20. The non-transitory computer-readable storage medium according to claim 19, wherein the type of the speaker includes a midrange speaker, a woofer-subwoofer speaker and a tweeter speaker; and wherein the determining the offline processing mode of the FIR multiple filter network based on the type of the speaker to which the audio channel is connected includes: in response to the audio channel being connected to the midrange speaker, converting the FIR multiple filter network offline into a form of a FIR filter plus a IIR filter network; in response to the audio channel being connected to the woofer-subwoofer speaker, performing offline low-pass filtering on a FIR filter corresponding to a woofer channel in the FIR multiple filter network, and using a cascaded or parallel second-order IIR filter network for fitting; and in response to the audio channel being connected to the tweeter speaker, performing offline high-pass filtering and windowed truncation on a FIR filter corresponding to a tweeter channel in the FIR multiple filter network.

Description

BRIEF DESCRIPTION OF THE DRAWINGS

[0031] FIG. 1 shows a schematic diagram of a signal processing flow of a speaker array in an in-vehicle sound processing flow of an existing in-vehicle audio system.

[0032] FIG. 2 shows a schematic diagram of implementation logic of merging high-order filters of a plurality of modules offline to form a multiple filter network in an embodiment of the present disclosure.

[0033] FIG. 3 shows a schematic diagram of implementation logic of equivalenting a high-order FIR filter to a combination of a low-order FIR filter and an IIR filter network.

[0034] FIG. 4 shows a schematic diagram of implementation logic of offline optimization of the FIR filter for a midrange speaker channel in an embodiment of the present disclosure.

[0035] FIG. 5 shows a schematic diagram of implementation logic of offline optimization of the FIR filter for woofer/subwoofer speaker channels in an embodiment of the present disclosure.

[0036] FIG. 6 shows a schematic diagram of implementation logic of offline optimization of the FIR filter for a tweeter channel in an embodiment of the present disclosure.

[0037] FIG. 7 shows a schematic structural diagram of an apparatus for realizing a speaker array-oriented multiple filter system in an embodiment of the present disclosure.

[0038] FIG. 8 shows a schematic structure of a device in an embodiment of the present disclosure.

DETAILED DESCRIPTION OF THE EMBODIMENTS

[0039] In order to make the technical problems, technical solutions and advantages of the present disclosure clearer, the following description will be provided in detail with reference to the accompanying drawings and embodiments.

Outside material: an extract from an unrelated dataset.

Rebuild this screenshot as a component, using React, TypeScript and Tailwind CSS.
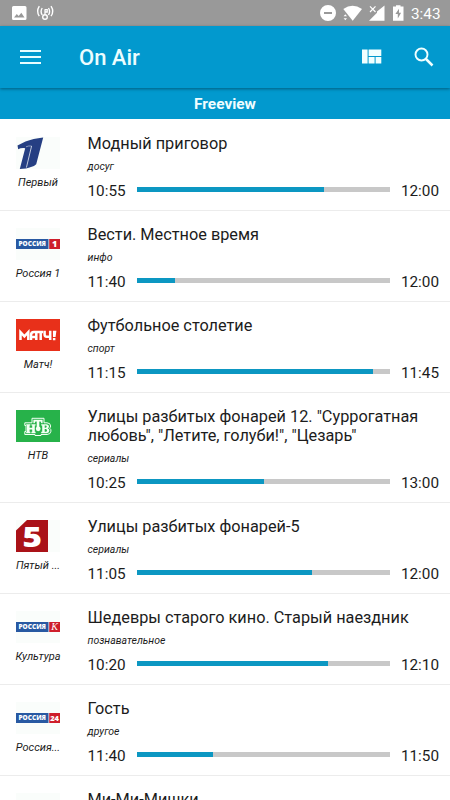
import type { ReactNode } from 'react';

type Programme = {
    channel: string;
    logo: ReactNode;
    title: string;
    genre: string;
    start: string;
    end: string;
    progress: number;
};

function RussiaLogo({ suffix, suffixClass }: { suffix: string; suffixClass: string }) {
    return (
        <div className="w-full h-full bg-[#fafdfb] flex items-center">
            <svg viewBox="0 0 44 10" className="w-11 h-[10px] overflow-visible">
                <rect width="32.5" height="10" fill="#2859a2" />
                <rect x="33.2" width="10.8" height="10" fill="#ce1e2b" />
                <text x="2.5" y="7.4" textLength="27.5" lengthAdjust="spacingAndGlyphs" fontSize="6.8" fontWeight="800" fill="#fff" fontFamily="Open Sans, sans-serif">
                    РОССИЯ
                </text>
                <text x="38.6" y="8.2" textAnchor="middle" fill="#fff" className={suffixClass}>
                    {suffix}
                </text>
            </svg>
        </div>
    );
}

function FirstLogo() {
    return (
        <svg viewBox="0 0 44 32" className="w-full h-full">
            <rect width="44" height="32" fill="#fafdfb" />
            <path d="M1.5 8.6 9.5 4.6Q17 1.5 27.2.5L20.2 27.3Q18 30 13.5 30.6L10 31.4 3.8 32 9.2 11.2Q5 10.8 2.2 12.2Z" fill="#263f83" />
            <path d="M15.6 9 10.4 30.6" fill="none" stroke="#e8edf3" strokeWidth=".8" />
            <path d="M10 9.8Q12.5 8.6 15.6 9" fill="none" stroke="#e8edf3" strokeWidth=".5" />
        </svg>
    );
}

function MatchLogo() {
    return (
        <svg viewBox="0 0 44 32" className="w-full h-full">
            <rect width="44" height="32" fill="#e8301a" />
            <g fill="none" stroke="#fff" strokeWidth="2.5">
                <path d="M4.5 21V13.2L8.4 17.4 12.3 13.2V21" />
                <path d="M15 21V16.2Q15 13 18 13H27M15 18H20.5M20.3 21V13M24.7 21V13" />
                <path d="M28.6 11.8V15.6Q28.6 17.8 30.6 17.8H34M34.2 11.8V21" />
            </g>
            <path d="M36.9 11.7H40.4L39.6 18H37ZM36.9 18.9H39.4V21.2H36.9Z" fill="#fff" />
        </svg>
    );
}

function NtvLogo() {
    return (
        <svg viewBox="0 0 44 32" className="w-full h-full">
            <rect width="44" height="32" fill="#27b24a" />
            <path d="M8.8 12.8H16V8.3H28V12.8H31Q34.6 13 34.6 16 34.6 17.3 33.6 18.2 35.2 19.2 35 21.2 34.6 24.4 31 24.5H25V25.5H19V24.5H8.8V21.5H10V15.5H8.8Z" fill="none" stroke="#f3fff4" strokeWidth="1" />
            <g fill="#f3fff4">
                <path d="M10.2 14.2H14.4V15.6H13.6V17.8H16.2V15.6H15.4V14.2H19.6V15.6H18.8V21.8H19.6V23.2H15.4V21.8H16.2V19.4H13.6V21.8H14.4V23.2H10.2V21.8H11V15.6H10.2Z" />
                <path d="M17.4 9.8H26.6V13.3H25.4L24.6 11.4H23.3V17H20.7V11.4H19.4L18.6 13.3H17.4Z" />
                <path fillRule="evenodd" d="M25.2 14.2H30.6Q33.1 14.4 33 16.4 32.9 17.8 31.7 18.3 33.5 18.8 33.4 20.8 33.2 23 30.6 23.2H25.2V21.8H26.2V15.6H25.2ZM28.7 15.6V17.7H29.7Q30.7 17.6 30.7 16.6 30.7 15.6 29.7 15.6ZM28.7 19.1V21.8H29.8Q31 21.6 31 20.4 31 19.2 29.8 19.1Z" />
                <circle cx="22.2" cy="18.8" r="2.4" />
            </g>
        </svg>
    );
}

function FiveLogo() {
    return (
        <svg viewBox="0 0 44 32" className="w-full h-full overflow-visible">
            <rect width="44" height="32" fill="#fafdfb" />
            <path d="M11 0H32V32H0V10.5Z" fill="#aa1218" />
            <text x="6.5" y="26.5" fontSize="29" textLength="19.5" lengthAdjust="spacingAndGlyphs" fontWeight="800" fill="#fff" fontFamily="Open Sans, sans-serif">
                5
            </text>
        </svg>
    );
}

const programmes: Programme[] = [
    { channel: 'Первый', logo: <FirstLogo />, title: 'Модный приговор', genre: 'досуг', start: '10:55', end: '12:00', progress: 74 },
    { channel: 'Россия 1', logo: <RussiaLogo suffix="1" suffixClass="font-['Open_Sans'] font-extrabold text-[9px]" />, title: 'Вести. Местное время', genre: 'инфо', start: '11:40', end: '12:00', progress: 15 },
    { channel: 'Матч!', logo: <MatchLogo />, title: 'Футбольное столетие', genre: 'спорт', start: '11:15', end: '11:45', progress: 93.5 },
    { channel: 'НТВ', logo: <NtvLogo />, title: 'Улицы разбитых фонарей 12. "Суррогатная любовь", "Летите, голуби!", "Цезарь"', genre: 'сериалы', start: '10:25', end: '13:00', progress: 50.3 },
    { channel: 'Пятый ...', logo: <FiveLogo />, title: 'Улицы разбитых фонарей-5', genre: 'сериалы', start: '11:05', end: '12:00', progress: 69.2 },
    { channel: 'Культура', logo: <RussiaLogo suffix="К" suffixClass="font-['Liberation_Serif'] italic text-[10px]" />, title: 'Шедевры старого кино. Старый наездник', genre: 'познавательное', start: '10:20', end: '12:10', progress: 75.6 },
    { channel: 'Россия...', logo: <RussiaLogo suffix="24" suffixClass="font-['Open_Sans'] font-extrabold text-[7.5px]" />, title: 'Гость', genre: 'другое', start: '11:40', end: '11:50', progress: 30.1 },
    { channel: 'Карусель', logo: <div className="w-full h-full bg-[#fafdfb]" />, title: 'Ми-Ми-Мишки', genre: 'детям', start: '11:30', end: '12:00', progress: 50 },
];

function StatusBar() {
    return (
        <div className="h-[26px] shrink-0 bg-[#999999] flex items-center justify-between pl-3 pr-[9px] text-white">
            <svg viewBox="0 0 44 26" className="w-11 h-[26px]" fill="none">
                <path fillRule="evenodd" d="M1.5 6H13Q14.5 6 14.5 7.5V18.5Q14.5 20 13 20H1.5Q0 20 0 18.5V7.5Q0 6 1.5 6ZM2 17.5H12.5L9.3 12.8 6.7 16 4.8 14Z" fill="#fff" />
                <circle cx="33" cy="17" r="2.3" stroke="#fff" strokeWidth="1.4" />
                <path d="M33 14.6V9.2M33 9.7H35.2V12H33" stroke="#fff" strokeWidth="1.3" />
                <path d="M30.2 8Q28 11.5 30.2 15M27.3 6.2Q24 11.5 27.3 16.2M36.5 8Q38.7 11.5 36.5 15M39 6.2Q42.5 11.5 39 16.2" stroke="#fff" strokeWidth="1.4" />
            </svg>
            <div className="flex items-center">
                <svg viewBox="0 0 86 26" className="w-[86px] h-[26px]" fill="#fff">
                    <path fillRule="evenodd" d="M8 5A8 8 0 1 0 8 21A8 8 0 1 0 8 5ZM4 12.1H12V13.9H4Z" />
                    <path d="M23.3 9Q32.5 2.5 42 9L32.7 20.8Z" />
                    <path d="M25.3 14.3 27 16.3H23.6ZM25.3 20.3 23.6 18.2H27Z" />
                    <path d="M64.5 5.5V20.8H49L57 12.8V11.5Z" />
                    <path d="M50 6.3 55.5 12M55.5 6.3 50 12" fill="none" stroke="#fff" strokeWidth="1.2" />
                    <path fillRule="evenodd" d="M73 6.4H76V5.2H80.5V6.4H83.5V20.8H73ZM79 8.7 75.4 14H77.8V18.6L81.1 12.8H79Z" />
                </svg>
                <span className="ml-[5px] w-[30px] pt-[3px] text-[15.3px] leading-none whitespace-nowrap">3:43</span>
            </div>
        </div>
    );
}

function AppBar() {
    return (
        <header className="relative z-10 h-[62px] shrink-0 bg-[#0299ce] flex items-center pl-5 pr-[16.5px] text-white shadow-[0_1px_3px_rgba(0,0,0,0.4)]">
            <svg viewBox="0 0 21 16" className="w-[21px] h-4">
                <path d="M0 2H21M0 8H21M0 14H21" stroke="#e8fcff" strokeWidth="2" />
            </svg>
            <h1 className="ml-[38px] grow pt-[2px] text-[22px] leading-none font-medium text-[#ecfdff]">On Air</h1>
            <svg viewBox="0 0 20 15" className="w-5 h-[15px] mr-[32px] -mt-[2px]" fill="#f0ffff">
                <path d="M0 .5H5.6V14.5H0ZM6.6 .5H19.3V7H6.6ZM6.6 8H12.6V14.5H6.6ZM13.6 8H19.3V14.5H13.6Z" />
            </svg>
            <svg viewBox="0 0 20 20" className="w-5 h-5" fill="none" stroke="#f0ffff">
                <circle cx="7.5" cy="7.5" r="6" strokeWidth="1.9" />
                <path d="M12 12 18.5 18.5" strokeWidth="2.5" />
            </svg>
        </header>
    );
}

function ProgrammeRow({ item }: { item: Programme }) {
    return (
        <li className="flex shrink-0 border-b border-[#ececec] pl-4 pr-[11px] pt-[17px] pb-[9px]">
            <div className="w-11 shrink-0 mr-[27.5px]">
                <div className="h-8">{item.logo}</div>
                <p className="mt-[7px] -mx-3 text-center text-[11px] leading-[14px] italic whitespace-nowrap">{item.channel}</p>
            </div>
            <div className="grow min-w-0">
                <h3 className="-mt-[3px] text-[16.3px] leading-[19px]">{item.title}</h3>
                <p className="mt-[7px] text-[10.5px] leading-[14px] italic">{item.genre}</p>
                <div className="mt-[7px] flex items-center text-[15.3px] leading-[20px]">
                    <span className="w-[49.5px]">{item.start}</span>
                    <div className="grow h-[5px] bg-[#c8c8c8] -mt-[3px]">
                        <div className="h-full bg-[#0c97c2]" style={{ width: `${item.progress}%` }} />
                    </div>
                    <span className="w-[49.5px] text-right">{item.end}</span>
                </div>
            </div>
        </li>
    );
}

export default function App() {
    return (
        <div className="w-[450px] h-[800px] overflow-hidden flex flex-col bg-white text-[#1c1c1c] font-[Roboto,sans-serif]">
            <StatusBar />
            <AppBar />
            <div className="h-[31px] shrink-0 bg-[#0299ce] flex items-center justify-center text-[#f0fdff] text-[15.4px] font-bold leading-none pt-[2px]">
                Freeview
            </div>
            <ul className="grow min-h-0 overflow-hidden flex flex-col pt-[1px]">
                {programmes.map((item) => (
                    <ProgrammeRow key={item.channel} item={item} />
                ))}
            </ul>
        </div>
    );
}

In the following description, particular details such as specific configurations and components are provided only to facilitate full understanding of embodiments of the present disclosure. Accordingly, it should be clear to those skilled in the art that various changes and modifications are able to be made to the embodiments described herein without departing from the scope and spirit of the present disclosure. In addition, descriptions of known functions and constructions have been omitted for the sake of clarity and brevity.

[0040] It should be understood that phases throughout the specification to an embodiment or one embodiment imply that particular features, structures or characteristics associated with the embodiment are included in at least one embodiment of the present disclosure. Therefore, in an embodiment or in one embodiment appearing at various places throughout the specification may not necessarily refer to the same embodiment. Furthermore, these particular features, structures or characteristics may be combined in one or more embodiments in any suitable manner.

[0041] In various embodiments of the present disclosure, it should be understood that magnitudes of serial numbers of various processes described below does not imply an order of execution of these processes, and that the order of execution of the processes should be determined by their functions and internal logic, without constituting any limitation on the implementation of the processes in the embodiments of the present disclosure.

[0042] Applicant of the present disclosure has found that the sound field control algorithm, the independent sound zone control algorithm, the virtual hall algorithm, and the speaker compensation algorithm share a series of similarities. 1. These algorithms all perform filtering for each speaker in a speaker array. 2. The filters used in these algorithms need to be obtained in advance through measurement, modeling, and computation prior to the real-time audio processing. The filters are strongly correlated with a spatial structure of the vehicle, a layout of the speaker, characteristics of the speaker itself, and characteristics of a target acoustic space (hall) itself, and thus these filters themselves will not change after the filters are obtained by modeling.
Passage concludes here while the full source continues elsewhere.